§ WHAT YOU ARE ASKED TO DO
Return all of the data exactly as given.

§ RECORDS FOR PROCESSING
--- --- ---

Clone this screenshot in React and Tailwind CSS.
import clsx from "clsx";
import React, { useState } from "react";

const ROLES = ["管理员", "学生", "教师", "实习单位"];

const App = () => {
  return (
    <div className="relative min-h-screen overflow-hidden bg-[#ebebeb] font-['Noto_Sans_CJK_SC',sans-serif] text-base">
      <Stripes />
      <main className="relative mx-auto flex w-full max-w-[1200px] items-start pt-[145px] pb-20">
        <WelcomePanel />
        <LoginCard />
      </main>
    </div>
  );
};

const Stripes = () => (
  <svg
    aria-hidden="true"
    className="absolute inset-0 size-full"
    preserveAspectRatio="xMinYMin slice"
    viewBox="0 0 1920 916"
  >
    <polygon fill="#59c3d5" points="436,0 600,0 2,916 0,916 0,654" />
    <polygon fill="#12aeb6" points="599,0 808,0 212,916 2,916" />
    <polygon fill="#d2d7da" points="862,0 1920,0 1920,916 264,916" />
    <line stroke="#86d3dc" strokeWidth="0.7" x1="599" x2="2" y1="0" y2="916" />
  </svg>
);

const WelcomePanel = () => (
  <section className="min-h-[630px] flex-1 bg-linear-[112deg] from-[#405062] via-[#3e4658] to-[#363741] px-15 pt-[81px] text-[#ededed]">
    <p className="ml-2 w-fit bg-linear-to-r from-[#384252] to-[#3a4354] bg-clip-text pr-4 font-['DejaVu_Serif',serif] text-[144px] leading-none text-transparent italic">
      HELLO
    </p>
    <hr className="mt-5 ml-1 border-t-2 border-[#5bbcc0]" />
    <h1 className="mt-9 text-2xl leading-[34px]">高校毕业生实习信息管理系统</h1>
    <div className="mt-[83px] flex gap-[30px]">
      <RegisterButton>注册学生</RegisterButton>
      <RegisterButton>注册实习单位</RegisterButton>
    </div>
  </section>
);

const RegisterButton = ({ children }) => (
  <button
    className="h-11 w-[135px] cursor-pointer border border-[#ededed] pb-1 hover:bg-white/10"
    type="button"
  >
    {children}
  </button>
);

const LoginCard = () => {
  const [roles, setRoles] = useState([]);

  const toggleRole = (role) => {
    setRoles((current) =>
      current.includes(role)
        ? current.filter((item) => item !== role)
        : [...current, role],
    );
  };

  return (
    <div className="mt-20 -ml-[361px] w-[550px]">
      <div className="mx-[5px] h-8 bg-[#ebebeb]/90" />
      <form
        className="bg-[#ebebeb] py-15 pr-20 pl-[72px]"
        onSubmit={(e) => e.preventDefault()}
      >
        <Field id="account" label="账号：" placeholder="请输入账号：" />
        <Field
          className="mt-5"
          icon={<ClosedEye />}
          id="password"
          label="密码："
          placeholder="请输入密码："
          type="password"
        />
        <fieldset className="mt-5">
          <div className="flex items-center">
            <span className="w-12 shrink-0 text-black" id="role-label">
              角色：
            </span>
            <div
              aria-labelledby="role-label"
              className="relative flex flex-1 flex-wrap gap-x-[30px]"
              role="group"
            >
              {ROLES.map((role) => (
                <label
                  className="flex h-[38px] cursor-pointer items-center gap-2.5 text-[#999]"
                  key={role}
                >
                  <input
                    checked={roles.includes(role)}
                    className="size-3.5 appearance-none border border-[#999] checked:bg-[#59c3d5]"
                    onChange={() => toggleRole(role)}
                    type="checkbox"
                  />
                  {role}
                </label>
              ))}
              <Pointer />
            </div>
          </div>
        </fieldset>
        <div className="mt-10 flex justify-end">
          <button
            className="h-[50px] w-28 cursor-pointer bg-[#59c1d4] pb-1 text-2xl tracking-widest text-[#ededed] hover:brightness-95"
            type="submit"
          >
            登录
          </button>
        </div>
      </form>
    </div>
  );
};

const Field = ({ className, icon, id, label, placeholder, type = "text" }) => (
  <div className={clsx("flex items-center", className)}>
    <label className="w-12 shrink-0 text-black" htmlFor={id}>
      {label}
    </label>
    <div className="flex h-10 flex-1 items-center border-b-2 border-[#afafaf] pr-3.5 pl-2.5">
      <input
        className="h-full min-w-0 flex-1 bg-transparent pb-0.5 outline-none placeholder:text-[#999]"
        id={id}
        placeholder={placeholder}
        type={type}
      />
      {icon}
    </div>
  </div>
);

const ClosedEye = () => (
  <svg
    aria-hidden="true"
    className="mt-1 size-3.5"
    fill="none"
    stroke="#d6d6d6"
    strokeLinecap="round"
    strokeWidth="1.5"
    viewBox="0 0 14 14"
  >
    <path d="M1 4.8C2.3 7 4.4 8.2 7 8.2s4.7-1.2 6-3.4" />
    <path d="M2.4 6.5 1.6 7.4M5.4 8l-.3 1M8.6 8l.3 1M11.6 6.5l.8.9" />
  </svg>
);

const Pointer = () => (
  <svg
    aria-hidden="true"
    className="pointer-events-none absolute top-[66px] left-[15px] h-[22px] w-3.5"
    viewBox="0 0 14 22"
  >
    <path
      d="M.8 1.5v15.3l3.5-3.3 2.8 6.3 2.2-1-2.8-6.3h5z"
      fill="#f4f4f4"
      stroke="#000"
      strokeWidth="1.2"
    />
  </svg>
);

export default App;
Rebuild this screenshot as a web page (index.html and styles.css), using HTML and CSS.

--- --- ---

§ SOLUTION TO THIS TASK
Clone this screenshot in React and Tailwind CSS.
import clsx from "clsx";
import React, { useState } from "react";

const ROLES = ["管理员", "学生", "教师", "实习单位"];

const App = () => {
  return (
    <div className="relative min-h-screen overflow-hidden bg-[#ebebeb] font-['Noto_Sans_CJK_SC',sans-serif] text-base">
      <Stripes />
      <main className="relative mx-auto flex w-full max-w-[1200px] items-start pt-[145px] pb-20">
        <WelcomePanel />
        <LoginCard />
      </main>
    </div>
  );
};

const Stripes = () => (
  <svg
    aria-hidden="true"
    className="absolute inset-0 size-full"
    preserveAspectRatio="xMinYMin slice"
    viewBox="0 0 1920 916"
  >
    <polygon fill="#59c3d5" points="436,0 600,0 2,916 0,916 0,654" />
    <polygon fill="#12aeb6" points="599,0 808,0 212,916 2,916" />
    <polygon fill="#d2d7da" points="862,0 1920,0 1920,916 264,916" />
    <line stroke="#86d3dc" strokeWidth="0.7" x1="599" x2="2" y1="0" y2="916" />
  </svg>
);

const WelcomePanel = () => (
  <section className="min-h-[630px] flex-1 bg-linear-[112deg] from-[#405062] via-[#3e4658] to-[#363741] px-15 pt-[81px] text-[#ededed]">
    <p className="ml-2 w-fit bg-linear-to-r from-[#384252] to-[#3a4354] bg-clip-text pr-4 font-['DejaVu_Serif',serif] text-[144px] leading-none text-transparent italic">
      HELLO
    </p>
    <hr className="mt-5 ml-1 border-t-2 border-[#5bbcc0]" />
    <h1 className="mt-9 text-2xl leading-[34px]">高校毕业生实习信息管理系统</h1>
    <div className="mt-[83px] flex gap-[30px]">
      <RegisterButton>注册学生</RegisterButton>
      <RegisterButton>注册实习单位</RegisterButton>
    </div>
  </section>
);

const RegisterButton = ({ children }) => (
  <button
    className="h-11 w-[135px] cursor-pointer border border-[#ededed] pb-1 hover:bg-white/10"
    type="button"
  >
    {children}
  </button>
);

const LoginCard = () => {
  const [roles, setRoles] = useState([]);

  const toggleRole = (role) => {
    setRoles((current) =>
      current.includes(role)
        ? current.filter((item) => item !== role)
        : [...current, role],
    );
  };

  return (
    <div className="mt-20 -ml-[361px] w-[550px]">
      <div className="mx-[5px] h-8 bg-[#ebebeb]/90" />
      <form
        className="bg-[#ebebeb] py-15 pr-20 pl-[72px]"
        onSubmit={(e) => e.preventDefault()}
      >
        <Field id="account" label="账号：" placeholder="请输入账号：" />
        <Field
          className="mt-5"
          icon={<ClosedEye />}
          id="password"
          label="密码："
          placeholder="请输入密码："
          type="password"
        />
        <fieldset className="mt-5">
          <div className="flex items-center">
            <span className="w-12 shrink-0 text-black" id="role-label">
              角色：
            </span>
            <div
              aria-labelledby="role-label"
              className="relative flex flex-1 flex-wrap gap-x-[30px]"
              role="group"
            >
              {ROLES.map((role) => (
                <label
                  className="flex h-[38px] cursor-pointer items-center gap-2.5 text-[#999]"
                  key={role}
                >
                  <input
                    checked={roles.includes(role)}
                    className="size-3.5 appearance-none border border-[#999] checked:bg-[#59c3d5]"
                    onChange={() => toggleRole(role)}
                    type="checkbox"
                  />
                  {role}
                </label>
              ))}
              <Pointer />
            </div>
          </div>
        </fieldset>
        <div className="mt-10 flex justify-end">
          <button
            className="h-[50px] w-28 cursor-pointer bg-[#59c1d4] pb-1 text-2xl tracking-widest text-[#ededed] hover:brightness-95"
            type="submit"
          >
            登录
          </button>
        </div>
      </form>
    </div>
  );
};

const Field = ({ className, icon, id, label, placeholder, type = "text" }) => (
  <div className={clsx("flex items-center", className)}>
    <label className="w-12 shrink-0 text-black" htmlFor={id}>
      {label}
    </label>
    <div className="flex h-10 flex-1 items-center border-b-2 border-[#afafaf] pr-3.5 pl-2.5">
      <input
        className="h-full min-w-0 flex-1 bg-transparent pb-0.5 outline-none placeholder:text-[#999]"
        id={id}
        placeholder={placeholder}
        type={type}
      />
      {icon}
    </div>
  </div>
);

const ClosedEye = () => (
  <svg
    aria-hidden="true"
    className="mt-1 size-3.5"
    fill="none"
    stroke="#d6d6d6"
    strokeLinecap="round"
    strokeWidth="1.5"
    viewBox="0 0 14 14"
  >
    <path d="M1 4.8C2.3 7 4.4 8.2 7 8.2s4.7-1.2 6-3.4" />
    <path d="M2.4 6.5 1.6 7.4M5.4 8l-.3 1M8.6 8l.3 1M11.6 6.5l.8.9" />
  </svg>
);

const Pointer = () => (
  <svg
    aria-hidden="true"
    className="pointer-events-none absolute top-[66px] left-[15px] h-[22px] w-3.5"
    viewBox="0 0 14 22"
  >
    <path
      d="M.8 1.5v15.3l3.5-3.3 2.8 6.3 2.2-1-2.8-6.3h5z"
      fill="#f4f4f4"
      stroke="#000"
      strokeWidth="1.2"
    />
  </svg>
);

export default App;
Rebuild this screenshot as a web page (index.html and styles.css), using HTML and CSS.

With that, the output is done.